Book Review: Why Nations Fail by Daron Acemoglu and James Robinson

"All causal paths lead to institutions" is the mantra for Why Nations Fail, one of the newest books looking at the roots of growth and development among nations through the ages. In a field that's been trending towards ever-more theoretical complexity and epistemic humility since Jared Diamond's path-breaking Guns, Germs, and Steel, Acemoglu and Robinson develop a theory with a notably retro feel. That's because of its shocking simplicity: according to Acemoglu and Robinson, the fate of nations (or states, they don't specify) both past and present can be explained by the types of institutions that structure incentives and activity over a given area or population. There exists a continuum between "extractive" institutions (ones that favor a small group of elites by channeling resources from the masses) and "inclusive" institutions (ones that spread resources more evenly across all groups). Successful nations are those that have developed inclusive political, social, and economic institutions, and unsuccessful nations are those stuck with extractive political, social, and economic institutions. Micro-level feedback loops, such as the social aversion to Schumpeterian creative destruction, resist institutional change. The development and drift of these institutions is not predictable, and is determined by idiosyncratic historical context, contingencies, and black swan events (called "critical junctures").

The book is filled with good historical narratives, but Acemoglu and Robinson's theory is at once overly simplistic and fails to establish a satisfying causal mechanism.

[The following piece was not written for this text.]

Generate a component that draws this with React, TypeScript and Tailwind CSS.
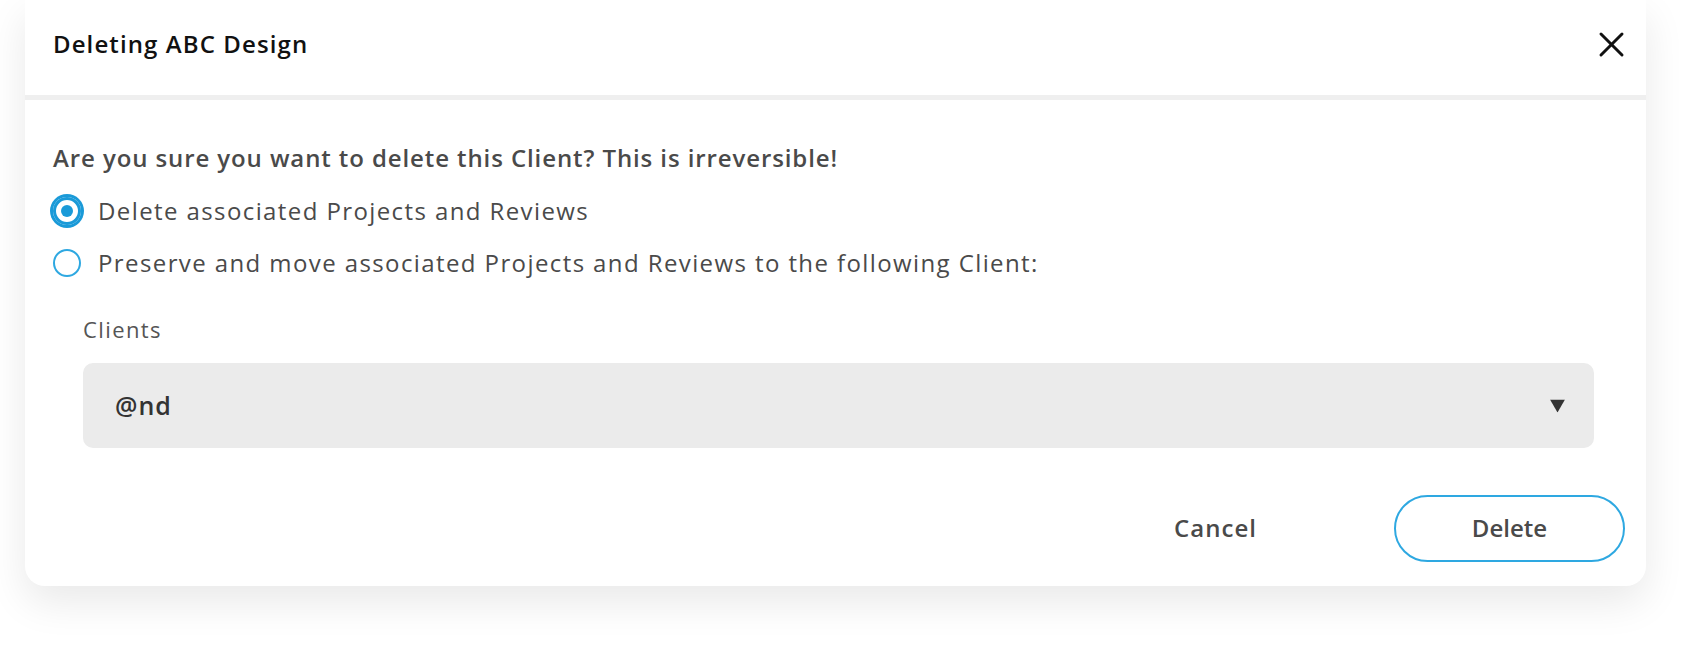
import { useState } from "react";

type Choice = "delete" | "move";

export default function App() {
  const [choice, setChoice] = useState<Choice>("delete");
  const [client, setClient] = useState("@nd");

  return (
    <div className="min-h-screen bg-white font-['Open_Sans',sans-serif] text-[#4a4a4a]">
      <div className="ml-[25px] w-[1621px] rounded-b-[20px] bg-white shadow-[0_16px_40px_rgba(0,0,0,0.09)]">
        <header className="flex h-[95px] items-start justify-between pl-[28px] pr-[21px] pt-[30px]">
          <h2 className="text-[24px] font-semibold leading-[28px] tracking-[1.1px] text-[#111]">Deleting ABC Design</h2>
          <button type="button" aria-label="Close" className="mt-[1px] text-[#111]">
            <svg width="27" height="27" viewBox="0 0 27 27" fill="none" stroke="currentColor" strokeWidth="3" strokeLinecap="round">
              <line x1="3" y1="3" x2="24" y2="24" />
              <line x1="24" y1="3" x2="3" y2="24" />
            </svg>
          </button>
        </header>
        <div className="h-[5px] bg-[#efefef]" />

        <div className="pl-[28px] pr-[21px] pb-[24px] pt-[43px]">
          <p className="text-[24px] font-semibold leading-[30px] tracking-[0.9px]">
            Are you sure you want to delete this Client? This is irreversible!
          </p>

          <div className="mt-[21px] space-y-[18px]">
            <RadioRow
              checked={choice === "delete"}
              onSelect={() => setChoice("delete")}
              label="Delete associated Projects and Reviews"
            />
            <RadioRow
              checked={choice === "move"}
              onSelect={() => setChoice("move")}
              label="Preserve and move associated Projects and Reviews to the following Client:"
            />
          </div>

          <div className="ml-[30px] mr-[31px] mt-[36px]">
            <label className="block text-[22px] leading-[26px] tracking-[1.4px] text-[#555]">Clients</label>
            <div className="relative mt-[21px]">
              <select
                value={client}
                onChange={(e) => setClient(e.target.value)}
                className="h-[85px] w-full appearance-none rounded-[10px] bg-[#ebebeb] pl-[32px] pr-[60px] text-[25px] font-semibold tracking-[1px] text-[#333] outline-none"
              >
                <option value="@nd">@nd</option>
                <option value="acme">Acme Studio</option>
                <option value="north">North Creative</option>
              </select>
              <svg
                className="pointer-events-none absolute right-[29px] top-1/2 -translate-y-1/2"
                width="15"
                height="13"
                viewBox="0 0 15 13"
              >
                <polygon points="0,0 15,0 7.5,13" fill="#333" />
              </svg>
            </div>
          </div>

          <div className="mt-[47px] flex justify-end gap-[63px]">
            <button type="button" className="h-[67px] w-[231px] rounded-full pb-[2px] text-[24px] font-semibold tracking-[1px] text-[#4a4a4a]">
              Cancel
            </button>
            <button
              type="button"
              className="h-[67px] w-[231px] rounded-full border-2 border-[#2ea8e1] pb-[2px] text-[24px] font-semibold text-[#4a4a4a]"
            >
              Delete
            </button>
          </div>
        </div>
      </div>
    </div>
  );
}

function RadioRow({ checked, onSelect, label }: { checked: boolean; onSelect: () => void; label: string }) {
  return (
    <button type="button" onClick={onSelect} className="flex h-[34px] items-center gap-[17px] text-left">
      <span className="flex w-[28px] shrink-0 justify-center">
        {checked ? (
          <span className="flex h-[28px] w-[28px] items-center justify-center rounded-full border-[3px] border-[#1a9ad8] shadow-[0_0_0_3px_#1a9ad8]">
            <span className="h-[12px] w-[12px] rounded-full bg-[#1a9ad8]" />
          </span>
        ) : (
          <span className="h-[28px] w-[28px] rounded-full border-2 border-[#2ea8e1]" />
        )}
      </span>
      <span className="text-[24px] leading-[30px] tracking-[1.4px] text-[#4a4a4a]">{label}</span>
    </button>
  );
}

The main driver of the book--the inclusive/extractive distinction--is so broad and ill-defined that it's basically tautological. Replace "inclusive" with "good" and "extractive" with "bad" and the book reads very much the same. That's because there's little detail about the specifics, dynamics, and boundaries of these institutions. Are institutional changes in the direction of inclusivity always conducive to more growth and development? Is there some point at which institutional inclusiveness reaches pareto efficiency? Does the causal weight of institutional quality stay constant throughout history and technological development? Acemoglu and Robinson's theory contains only two actors, the elites and the masses, implying a zero-sum relationship. This ignores the wealth of comparative politics literature concerning coalition-building between leaders, elites, and the masses and its consequences for political development. Additionally, Acemoglu and Robinson completely miss the whole "strong versus weak" institutional dimension. It's entirely possible that an extractive yet institutionally strong state (i.e. China, or Iraq under Saddam) is preferable to an inclusive yet institutionally weak state (i.e. Native American tribes, or Iraq after Saddam).

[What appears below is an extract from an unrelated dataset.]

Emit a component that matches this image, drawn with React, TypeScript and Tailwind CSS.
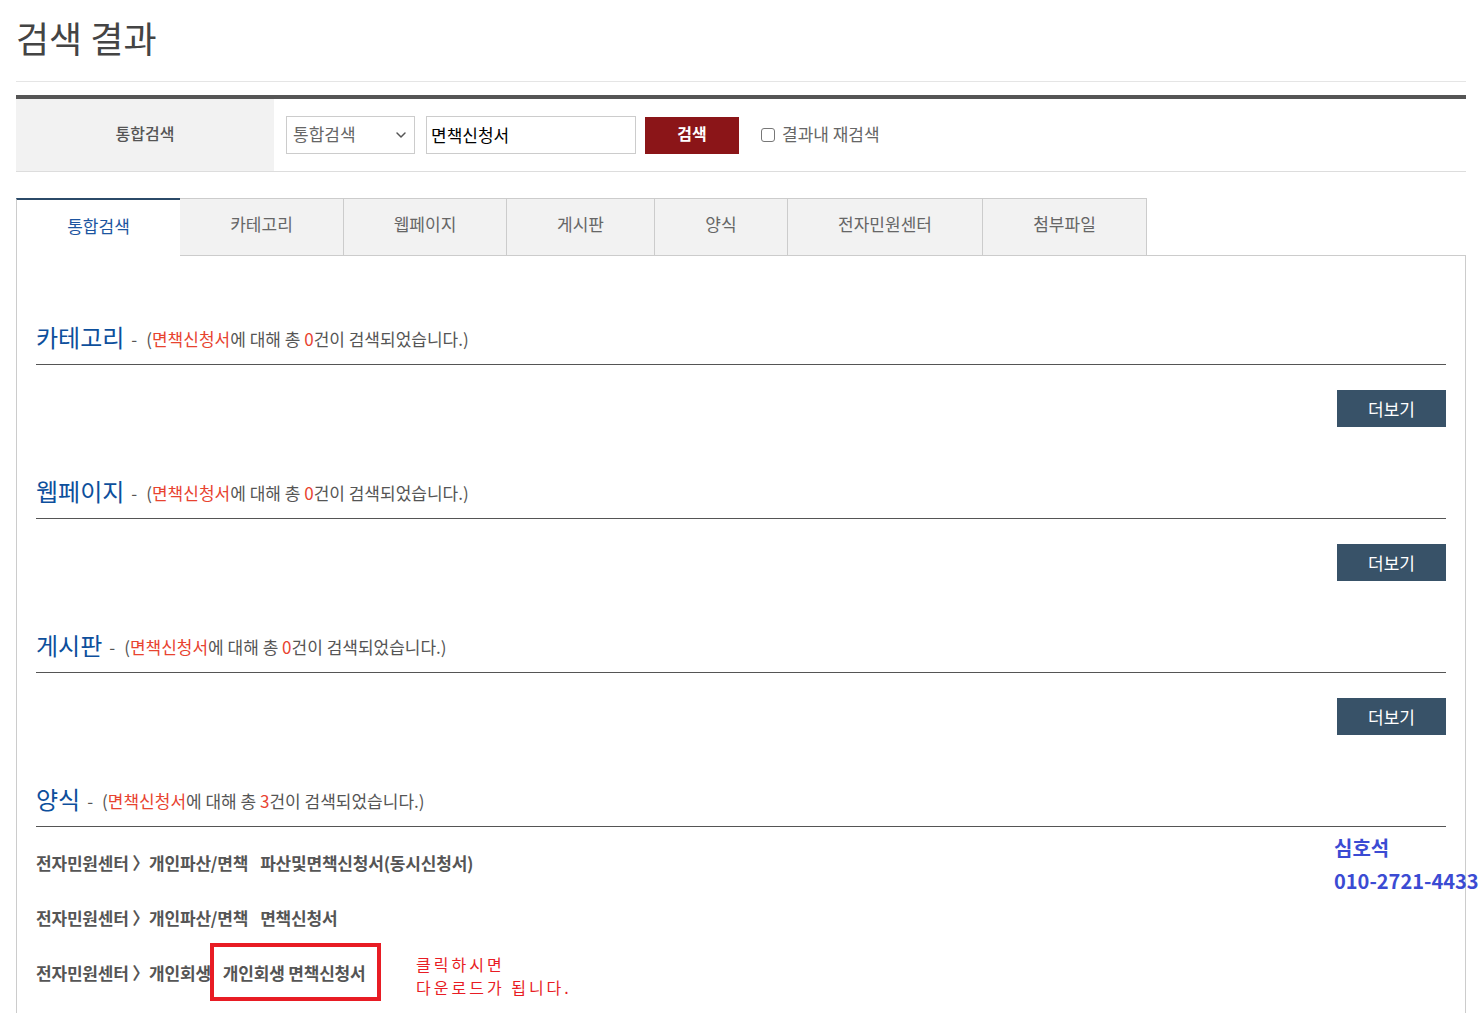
import { ChevronDown } from "lucide-react";

const tabs = [
  { label: "통합검색", w: "w-[164px]" },
  { label: "카테고리", w: "w-[164px]" },
  { label: "웹페이지", w: "w-[163px]" },
  { label: "게시판", w: "w-[148px]" },
  { label: "양식", w: "w-[133px]" },
  { label: "전자민원센터", w: "w-[195px]" },
  { label: "첨부파일", w: "w-[164px]" },
];

const forms = [
  { path: "전자민원센터 〉개인파산/면책", title: "파산및면책신청서(동시신청서)" },
  { path: "전자민원센터 〉개인파산/면책", title: "면책신청서" },
  { path: "전자민원센터 〉개인회생", title: "개인회생 면책신청서" },
];

function SectionHead({ title, count }: { title: string; count: number }) {
  return (
    <div className="flex h-[55px] items-center border-b border-[#555]">
      <h3 className="text-[24px] leading-none text-[#0d4f9c]">{title}</h3>
      <p className="ml-[7px] pt-[3px] text-[17px] text-[#555]">
        <span>-</span>
        <span className="ml-[9px]">
          (<span className="text-[#e8432f]">면책신청서</span>에 대해 총{" "}
          <span className="text-[#e8432f]">{count}</span>건이 검색되었습니다.)
        </span>
      </p>
    </div>
  );
}

function MoreButton() {
  return (
    <div className="mt-[25px] mb-[37px] flex justify-end">
      <button className="h-[37px] w-[109px] bg-[#385268] text-[17px] text-white">더보기</button>
    </div>
  );
}

export default function App() {
  return (
    <div
      className="relative min-h-screen bg-white px-4 text-[#555]"
      style={{ fontFamily: '"Noto Sans CJK KR", "Noto Sans", sans-serif' }}
    >
      <h1 className="flex h-[82px] items-center border-b border-[#e5e5e5] pb-[8px] text-[36px] text-[#444]">
        검색 결과
      </h1>

      <div className="mt-[13px] flex h-[77px] border-t-4 border-b border-[#555] border-b-[#ddd]">
        <div className="flex w-[258px] items-center justify-center bg-[#f2f2f2] pb-[4px] text-[16px] font-medium text-[#555]">
          통합검색
        </div>
        <div className="flex items-center pl-3">
          <div className="flex h-[38px] w-[129px] items-center justify-between border border-[#ccc] pl-[6px] pr-[5px] pb-[3px] text-[17px] text-[#666]">
            통합검색
            <ChevronDown size={16} strokeWidth={2.2} className="mt-[3px] text-[#555]" />
          </div>
          <div className="ml-[11px] flex h-[38px] w-[210px] items-center border border-[#ccc] px-[4px] pb-[1px] text-[17px] text-black">
            면책신청서
          </div>
          <button className="ml-[9px] h-[37px] w-[94px] bg-[#8b1518] pb-[4px] text-[16px] font-bold text-white">
            검색
          </button>
          <label className="ml-[22px] flex items-center gap-[7px] pb-[3px] text-[17px] text-[#666]">
            <span className="mt-[3px] h-[14px] w-[14px] rounded-[3px] border border-[#777]" />
            결과내 재검색
          </label>
        </div>
      </div>

      <div className="mt-[26px] flex h-[58px]">
        {tabs.map((t, i) =>
          i === 0 ? (
            <div
              key={t.label}
              className={`${t.w} flex items-center justify-center border-l border-[#ccc] border-t-2 border-t-[#2b4a68] bg-white pb-[4px] text-[17px] text-[#1c55a0]`}
            >
              {t.label}
            </div>
          ) : (
            <div
              key={t.label}
              className={`${t.w} flex items-center justify-center border-t border-r border-b border-[#ccc] bg-[#f2f2f2] pb-[7px] text-[17px] text-[#666]`}
            >
              {t.label}
            </div>
          )
        )}
        <div className="flex-1 border-b border-[#ccc]" />
      </div>

      <div className="border-x border-[#ccc] px-[19px] pt-[54px] pb-[13px]">
        <SectionHead title="카테고리" count={0} />
        <MoreButton />
        <SectionHead title="웹페이지" count={0} />
        <MoreButton />
        <SectionHead title="게시판" count={0} />
        <MoreButton />
        <SectionHead title="양식" count={3} />
        <ul className="pt-[8px]">
          {forms.map((f, i) => (
            <li key={i} className="flex h-[55px] items-center text-[17px] font-bold tracking-[-0.2px] text-[#555]">
              <span>{f.path}</span>
              <span className="ml-[12px]">{f.title}</span>
            </li>
          ))}
        </ul>
      </div>

      {/* annotations laid over the screenshot */}
      <div className="absolute left-[210px] top-[943px] h-[58px] w-[171px] border-4 border-[#e81c24]" />
      <div className="absolute left-[416px] top-[953px] text-[16px] leading-[23px] tracking-[3px] text-[#e81c24]">
        <p>클릭하시면</p>
        <p>다운로드가 됩니다.</p>
      </div>
      <div className="absolute left-[1334px] top-[831px] whitespace-nowrap text-[20px] font-bold leading-[33px] text-[#3b4bd3]">
        <p>심호석</p>
        <p>010-2721-4433</p>
      </div>
    </div>
  );
}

On a methodological note, the historical examples that comprise the bulk of the book don't appear to be organized in any systemic way, opening up the possibility of cherry-picked examples that only support the theory. Indeed, certain challenging cases are ignored or brushed aside: the long global history of slavery, India's caste system, and the treatment of immigrants, animals, children, and the disabled in state institutions.

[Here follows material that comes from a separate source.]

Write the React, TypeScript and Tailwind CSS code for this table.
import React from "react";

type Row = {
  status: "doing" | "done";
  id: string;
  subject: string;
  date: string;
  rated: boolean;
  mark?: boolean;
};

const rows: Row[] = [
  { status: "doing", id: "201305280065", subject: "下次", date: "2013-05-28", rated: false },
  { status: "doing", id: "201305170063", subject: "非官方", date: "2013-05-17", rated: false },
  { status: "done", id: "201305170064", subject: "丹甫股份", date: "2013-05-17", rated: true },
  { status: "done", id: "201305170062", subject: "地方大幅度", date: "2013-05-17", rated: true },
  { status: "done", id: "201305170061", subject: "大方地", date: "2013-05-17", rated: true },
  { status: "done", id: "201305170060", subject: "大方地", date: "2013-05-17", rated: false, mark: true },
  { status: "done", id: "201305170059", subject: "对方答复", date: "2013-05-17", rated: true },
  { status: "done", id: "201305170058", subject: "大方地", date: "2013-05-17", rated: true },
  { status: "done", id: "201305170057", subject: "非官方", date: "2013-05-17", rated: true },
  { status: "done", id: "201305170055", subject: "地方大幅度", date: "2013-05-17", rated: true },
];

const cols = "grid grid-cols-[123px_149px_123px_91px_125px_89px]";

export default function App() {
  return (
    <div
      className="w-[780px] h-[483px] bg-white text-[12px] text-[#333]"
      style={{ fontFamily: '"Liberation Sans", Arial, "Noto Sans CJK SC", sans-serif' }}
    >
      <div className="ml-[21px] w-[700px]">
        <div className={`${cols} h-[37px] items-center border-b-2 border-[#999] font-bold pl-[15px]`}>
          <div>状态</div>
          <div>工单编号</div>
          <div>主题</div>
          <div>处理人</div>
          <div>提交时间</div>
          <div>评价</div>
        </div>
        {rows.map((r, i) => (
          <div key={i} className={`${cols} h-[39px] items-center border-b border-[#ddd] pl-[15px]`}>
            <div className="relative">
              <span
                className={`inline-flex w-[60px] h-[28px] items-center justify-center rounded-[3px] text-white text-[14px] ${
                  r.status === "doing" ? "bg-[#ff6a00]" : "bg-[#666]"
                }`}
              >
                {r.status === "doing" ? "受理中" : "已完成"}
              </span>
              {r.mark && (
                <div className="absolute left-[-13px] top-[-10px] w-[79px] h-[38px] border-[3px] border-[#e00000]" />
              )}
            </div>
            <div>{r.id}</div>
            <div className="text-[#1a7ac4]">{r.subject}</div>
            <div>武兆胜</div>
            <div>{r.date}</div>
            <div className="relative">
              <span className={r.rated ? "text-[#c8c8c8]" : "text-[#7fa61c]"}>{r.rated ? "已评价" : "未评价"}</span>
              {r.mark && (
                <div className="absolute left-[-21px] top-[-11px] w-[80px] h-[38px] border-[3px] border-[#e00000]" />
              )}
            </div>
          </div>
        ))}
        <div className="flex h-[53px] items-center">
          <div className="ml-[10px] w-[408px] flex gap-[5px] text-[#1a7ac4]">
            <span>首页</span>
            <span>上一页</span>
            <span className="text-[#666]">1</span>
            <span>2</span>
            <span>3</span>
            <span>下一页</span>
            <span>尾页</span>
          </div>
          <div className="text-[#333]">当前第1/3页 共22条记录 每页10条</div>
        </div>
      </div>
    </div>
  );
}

Lastly, the conceptual foundation of Acemoglu and Robinson's theory is somewhat misleading. While the entirety of the book is rhetorically focused on the extractive-versus-inclusive-institution frame, the core message about causality--why some nations develop inclusive institutions while others don't--is not emphasized. Essentially Acemoglu and Robinson claim that there exists a positive correlation between inclusive institutions and success. Though they state that this relationship is causal, Acemoglu and Robinson make a stronger claim prior to this relationship, which undercuts it. They state that the inclusiveness of a nation's institutions is determined by...luck. Or, more specifically, idiosyncratic historical context combined with rare, high-impact events. Neither of which can be predicted or analyzed for patterns. For this topic of research, among political scientists, this position is radical and amounts to a strong critique of pretty much every previous model.

Long story short, Why Nations Fail isn't really a social science theory at all: it has no causal mechanism, it proceeds neither deductively nor inductively, and its terms and concepts are exceptionally vague. Best to view it as some sort of interpretive lens with which to view a certain genre of history.

1 comment:

  1. Such a tempting theory, however. But your analysis seems correct, and makes me think of the creative tension between the English monarchy and the masses, who gained some measure of inclusion by way of the Magna Carta.